Task statement:
Copy all lines below exactly as written. Leave pictures out.

━━━━━ Provided material

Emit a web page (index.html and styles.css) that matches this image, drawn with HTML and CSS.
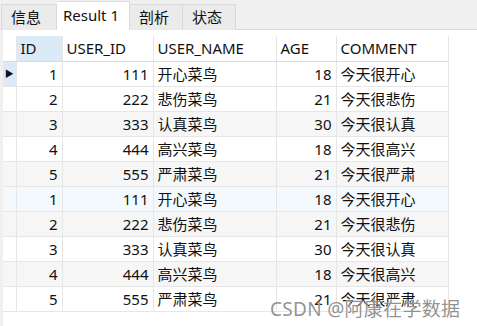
FILE: index.html
```html
<!DOCTYPE html>
<html lang="zh">
<head>
    <meta charset="UTF-8">
    <title>Result 1</title>
    <link rel="stylesheet" href="styles.css">
</head>
<body>
    <div class="tabs">
        <div class="tab">信息</div>
        <div class="tab activa">Result 1</div>
        <div class="tab">剖析</div>
        <div class="tab">状态</div>
    </div>
    <div class="cuerpo">
        <div class="margen"></div>
        <table class="rejilla">
            <thead>
                <tr>
                    <th class="indicador"></th>
                    <th class="c-id sel">ID</th>
                    <th class="c-uid">USER_ID</th>
                    <th class="c-name">USER_NAME</th>
                    <th class="c-age">AGE</th>
                    <th class="c-com">COMMENT</th>
                </tr>
            </thead>
            <tbody>
                <tr class="actual"><td class="indicador sel">&#9654;</td><td class="num">1</td><td class="num">111</td><td>开心菜鸟</td><td class="num">18</td><td>今天很开心</td></tr>
                <tr><td class="indicador"></td><td class="num">2</td><td class="num">222</td><td>悲伤菜鸟</td><td class="num">21</td><td>今天很悲伤</td></tr>
                <tr class="alt"><td class="indicador"></td><td class="num">3</td><td class="num">333</td><td>认真菜鸟</td><td class="num">30</td><td>今天很认真</td></tr>
                <tr><td class="indicador"></td><td class="num">4</td><td class="num">444</td><td>高兴菜鸟</td><td class="num">18</td><td>今天很高兴</td></tr>
                <tr class="alt"><td class="indicador"></td><td class="num">5</td><td class="num">555</td><td>严肃菜鸟</td><td class="num">21</td><td>今天很严肃</td></tr>
                <tr class="hover"><td class="indicador"></td><td class="num">1</td><td class="num">111</td><td>开心菜鸟</td><td class="num">18</td><td>今天很开心</td></tr>
                <tr class="alt"><td class="indicador"></td><td class="num">2</td><td class="num">222</td><td>悲伤菜鸟</td><td class="num">21</td><td>今天很悲伤</td></tr>
                <tr><td class="indicador"></td><td class="num">3</td><td class="num">333</td><td>认真菜鸟</td><td class="num">30</td><td>今天很认真</td></tr>
                <tr class="alt"><td class="indicador"></td><td class="num">4</td><td class="num">444</td><td>高兴菜鸟</td><td class="num">18</td><td>今天很高兴</td></tr>
                <tr><td class="indicador"></td><td class="num">5</td><td class="num">555</td><td>严肃菜鸟</td><td class="num">21</td><td>今天很严肃</td></tr>
            </tbody>
        </table>
        <div class="marca">CSDN @阿康在学数据</div>
    </div>
</body>
</html>
```

FILE: styles.css
```css
body {
    margin: 0;
    background: #ffffff;
    font-family: 'Noto Sans', 'Noto Sans CJK SC', sans-serif;
    font-size: 15px;
    color: #111;
}

.tabs {
    display: flex;
    align-items: flex-end;
    height: 30px;
    background: #f0f0f0;
    border-bottom: 1px solid #dcdcdc;
    box-sizing: border-box;
    padding-left: 1px;
}

.tab {
    height: 26px;
    line-height: 25px;
    padding: 0 9px;
    background: #ebebeb;
    border: 1px solid #d9d9d9;
    border-bottom: none;
    border-left: none;
    margin-bottom: -1px;
    box-sizing: border-box;
}

.tab:first-child {
    border-left: 1px solid #d9d9d9;
    width: 56px;
}

.tab.activa {
    height: 29px;
    line-height: 27px;
    background: #fff;
    width: 73px;
    padding: 0 6px;
    border-color: #dcdcdc;
}

.tab:nth-child(3),
.tab:nth-child(4) {
    width: 53px;
}

.cuerpo {
    position: relative;
    display: flex;
    height: 296px;
}

.margen {
    width: 3px;
    background: #f0f0f0;
}

.rejilla {
    border-collapse: collapse;
    margin-top: 6px;
    align-self: flex-start;
    table-layout: fixed;
}

.rejilla th,
.rejilla td {
    height: 25px;
    padding: 0 4px;
    border: 1px solid #e6e6e6;
    white-space: nowrap;
    box-sizing: border-box;
    line-height: 20px;
}

.rejilla th {
    font-weight: normal;
    text-align: left;
    border-bottom-color: #dadada;
}

.rejilla tr:first-child th {
    border-top: none;
}

.indicador {
    width: 13px;
    border-left: none !important;
    padding: 0 !important;
    font-size: 9px;
    text-align: center;
    color: #111;
}

.c-id { width: 46px; }
.c-uid { width: 91px; }
.c-name { width: 123px; }
.c-age { width: 60px; }
.c-com { width: 112px; }

.rejilla th.sel,
.rejilla td.sel {
    background: #dceaf7;
}

.num {
    text-align: right;
}

.alt td {
    background: #f6f6f6;
}

.hover td {
    background: #f4f9fe;
}

.marca {
    position: absolute;
    left: 270px;
    top: 264px;
    font-size: 19px;
    color: rgba(110, 110, 110, 0.75);
    letter-spacing: 0.3px;
    text-shadow: 0 0 1px #fff;
}
```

━━━━━━━━━━

Response for this exercise:
Emit a web page (index.html and styles.css) that matches this image, drawn with HTML and CSS.
FILE: index.html
```html
<!DOCTYPE html>
<html lang="zh">
<head>
    <meta charset="UTF-8">
    <title>Result 1</title>
    <link rel="stylesheet" href="styles.css">
</head>
<body>
    <div class="tabs">
        <div class="tab">信息</div>
        <div class="tab activa">Result 1</div>
        <div class="tab">剖析</div>
        <div class="tab">状态</div>
    </div>
    <div class="cuerpo">
        <div class="margen"></div>
        <table class="rejilla">
            <thead>
                <tr>
                    <th class="indicador"></th>
                    <th class="c-id sel">ID</th>
                    <th class="c-uid">USER_ID</th>
                    <th class="c-name">USER_NAME</th>
                    <th class="c-age">AGE</th>
                    <th class="c-com">COMMENT</th>
                </tr>
            </thead>
            <tbody>
                <tr class="actual"><td class="indicador sel">&#9654;</td><td class="num">1</td><td class="num">111</td><td>开心菜鸟</td><td class="num">18</td><td>今天很开心</td></tr>
                <tr><td class="indicador"></td><td class="num">2</td><td class="num">222</td><td>悲伤菜鸟</td><td class="num">21</td><td>今天很悲伤</td></tr>
                <tr class="alt"><td class="indicador"></td><td class="num">3</td><td class="num">333</td><td>认真菜鸟</td><td class="num">30</td><td>今天很认真</td></tr>
                <tr><td class="indicador"></td><td class="num">4</td><td class="num">444</td><td>高兴菜鸟</td><td class="num">18</td><td>今天很高兴</td></tr>
                <tr class="alt"><td class="indicador"></td><td class="num">5</td><td class="num">555</td><td>严肃菜鸟</td><td class="num">21</td><td>今天很严肃</td></tr>
                <tr class="hover"><td class="indicador"></td><td class="num">1</td><td class="num">111</td><td>开心菜鸟</td><td class="num">18</td><td>今天很开心</td></tr>
                <tr class="alt"><td class="indicador"></td><td class="num">2</td><td class="num">222</td><td>悲伤菜鸟</td><td class="num">21</td><td>今天很悲伤</td></tr>
                <tr><td class="indicador"></td><td class="num">3</td><td class="num">333</td><td>认真菜鸟</td><td class="num">30</td><td>今天很认真</td></tr>
                <tr class="alt"><td class="indicador"></td><td class="num">4</td><td class="num">444</td><td>高兴菜鸟</td><td class="num">18</td><td>今天很高兴</td></tr>
                <tr><td class="indicador"></td><td class="num">5</td><td class="num">555</td><td>严肃菜鸟</td><td class="num">21</td><td>今天很严肃</td></tr>
            </tbody>
        </table>
        <div class="marca">CSDN @阿康在学数据</div>
    </div>
</body>
</html>
```

FILE: styles.css
```css
body {
    margin: 0;
    background: #ffffff;
    font-family: 'Noto Sans', 'Noto Sans CJK SC', sans-serif;
    font-size: 15px;
    color: #111;
}

.tabs {
    display: flex;
    align-items: flex-end;
    height: 30px;
    background: #f0f0f0;
    border-bottom: 1px solid #dcdcdc;
    box-sizing: border-box;
    padding-left: 1px;
}

.tab {
    height: 26px;
    line-height: 25px;
    padding: 0 9px;
    background: #ebebeb;
    border: 1px solid #d9d9d9;
    border-bottom: none;
    border-left: none;
    margin-bottom: -1px;
    box-sizing: border-box;
}

.tab:first-child {
    border-left: 1px solid #d9d9d9;
    width: 56px;
}

.tab.activa {
    height: 29px;
    line-height: 27px;
    background: #fff;
    width: 73px;
    padding: 0 6px;
    border-color: #dcdcdc;
}

.tab:nth-child(3),
.tab:nth-child(4) {
    width: 53px;
}

.cuerpo {
    position: relative;
    display: flex;
    height: 296px;
}

.margen {
    width: 3px;
    background: #f0f0f0;
}

.rejilla {
    border-collapse: collapse;
    margin-top: 6px;
    align-self: flex-start;
    table-layout: fixed;
}

.rejilla th,
.rejilla td {
    height: 25px;
    padding: 0 4px;
    border: 1px solid #e6e6e6;
    white-space: nowrap;
    box-sizing: border-box;
    line-height: 20px;
}

.rejilla th {
    font-weight: normal;
    text-align: left;
    border-bottom-color: #dadada;
}

.rejilla tr:first-child th {
    border-top: none;
}

.indicador {
    width: 13px;
    border-left: none !important;
    padding: 0 !important;
    font-size: 9px;
    text-align: center;
    color: #111;
}

.c-id { width: 46px; }
.c-uid { width: 91px; }
.c-name { width: 123px; }
.c-age { width: 60px; }
.c-com { width: 112px; }

.rejilla th.sel,
.rejilla td.sel {
    background: #dceaf7;
}

.num {
    text-align: right;
}

.alt td {
    background: #f6f6f6;
}

.hover td {
    background: #f4f9fe;
}

.marca {
    position: absolute;
    left: 270px;
    top: 264px;
    font-size: 19px;
    color: rgba(110, 110, 110, 0.75);
    letter-spacing: 0.3px;
    text-shadow: 0 0 1px #fff;
}
```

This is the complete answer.